My stepmom fretted that he didn't want to use a walker or a wheelchair, which would make the going easier. Though it was difficult to see him struggle against his new physical limitations, I understood why he stubbornly did so: his identity has always been grounded in his body—as a soldier, a police officer, an athlete.

In his pre-Parkinson's life, he was six-foot-one and two hundred pounds. On the days he picked me up from elementary school, fresh off the day shift, he'd unfold himself from his patrol car and loom above us, formidable in his dark blue uniform. The kids—small and weary from a day of jostling for knowledge and power and allegiances—looked up to him, marveled at him, feared him. Later at home, he would change into a t-shirt and be the easygoing father I adored, the one who'd let me draw on his long brown arms and legs when I was bored, the one who'd warm up tomato soup and cocktail wieners and call it dinner. I remember him being playful and relaxed with me, even in those days, when he and my mother were going through a painful divorce.

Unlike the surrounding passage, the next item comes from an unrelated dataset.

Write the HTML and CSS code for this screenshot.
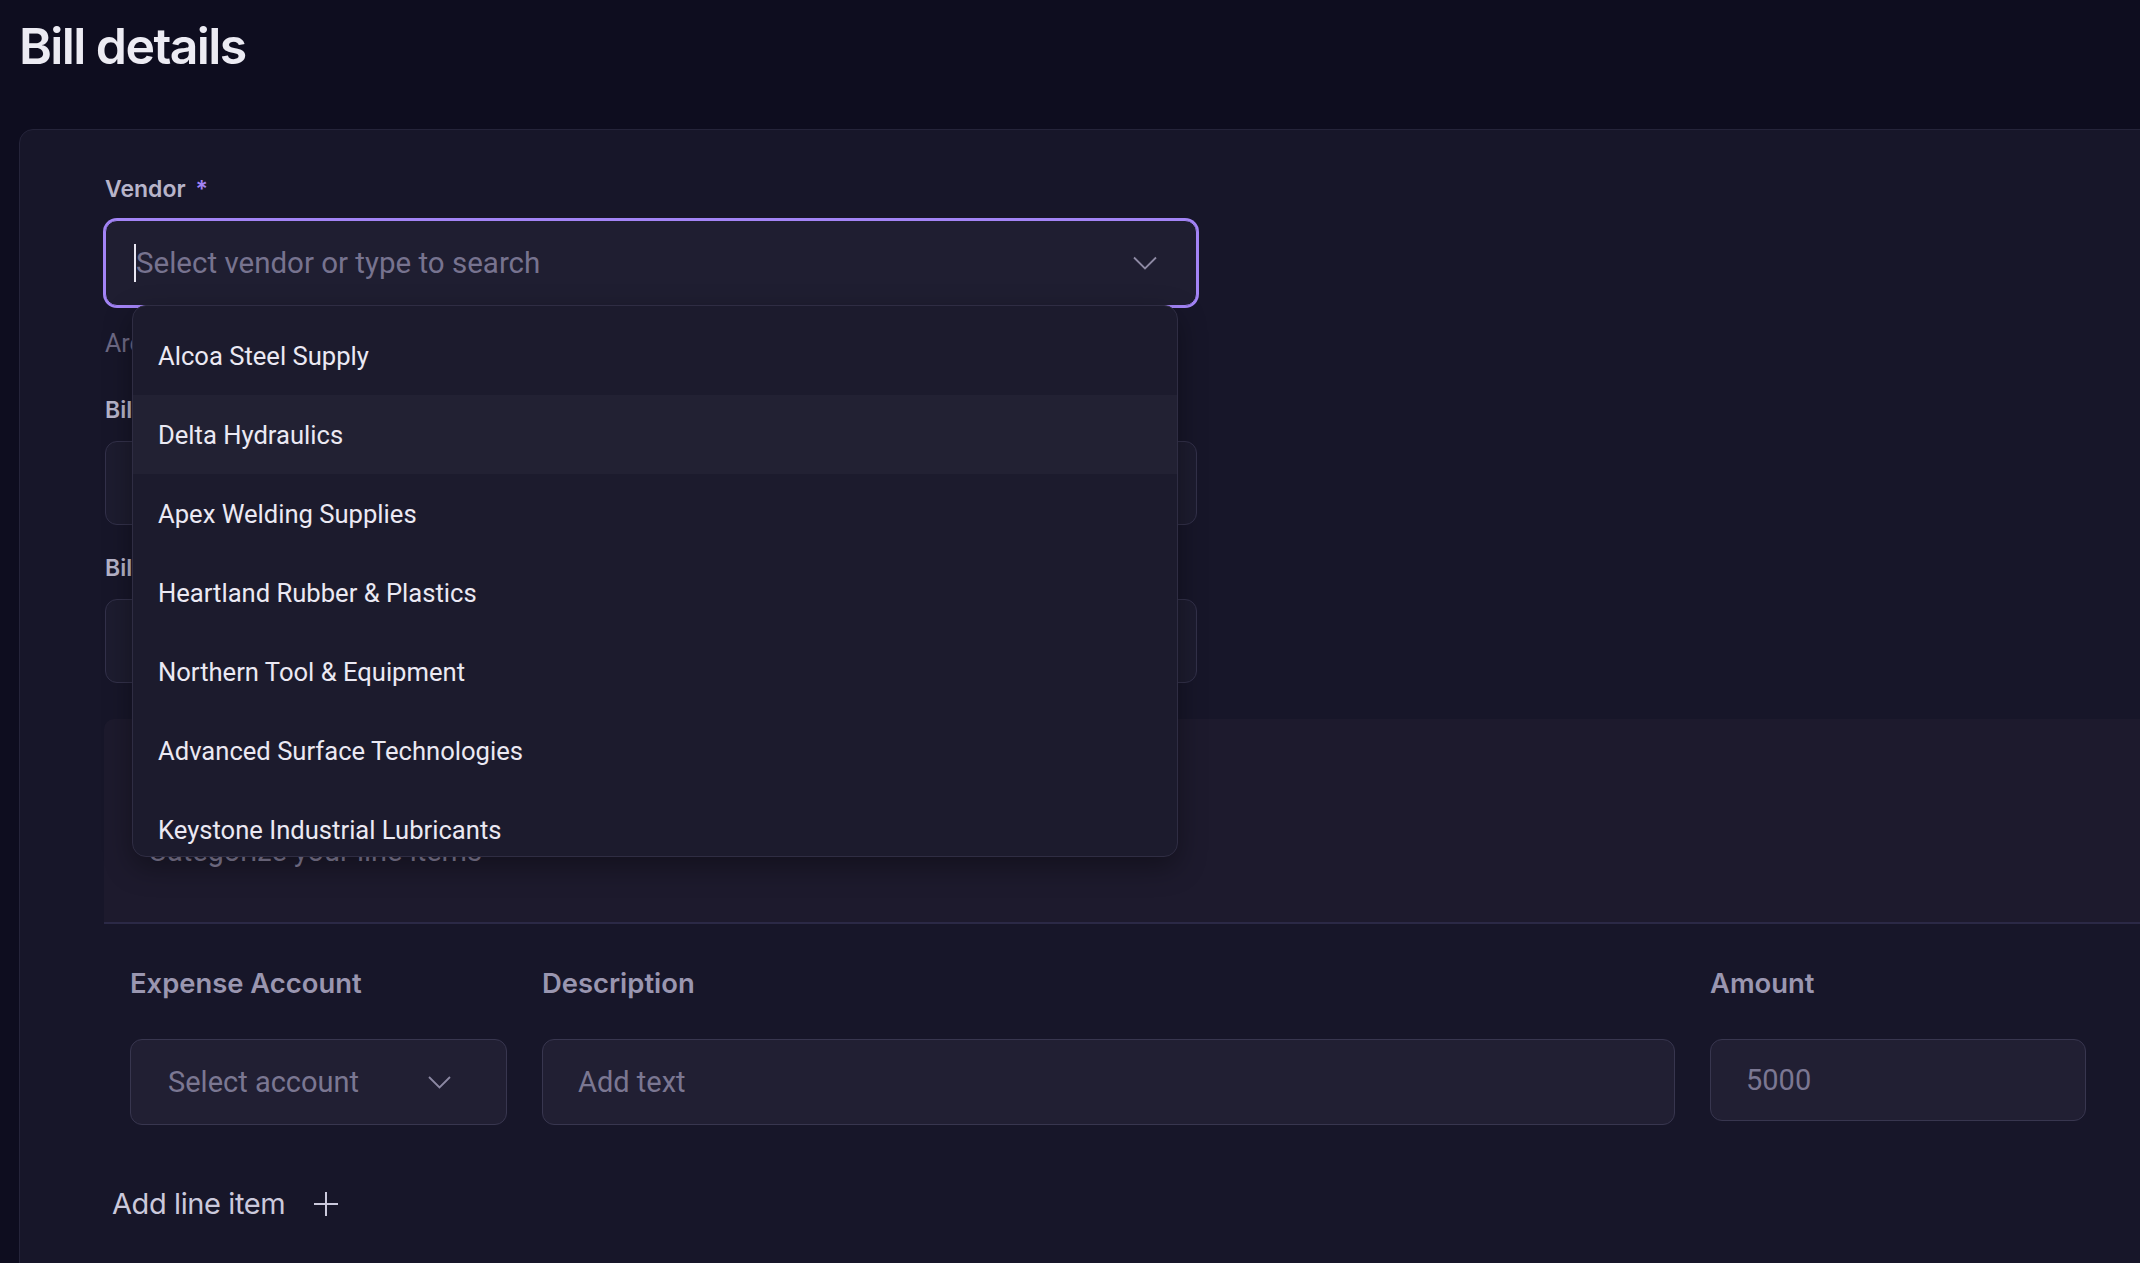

That afternoon in Seattle, we stopped to rest in my parents' hotel room. My son continued his antics, climbing on and touching everything he could. My husband and I grimaced and scolded, hustling around the small room trying to prevent damage. My dad rested in an armchair, jovially remarking on how many years of trouble we had in front of us.

A couple of weeks ago, my stepmom called to say they were talking to a gerontologist and putting together end-of-life plans. She and I consulted in a strangely businesslike fashion about my dad's do-not-resuscitate requests; she warned me that she needed me to stick to the plan if she, in that future moment, vacillated. I assured her I would hold steady, even as I wondered if I could.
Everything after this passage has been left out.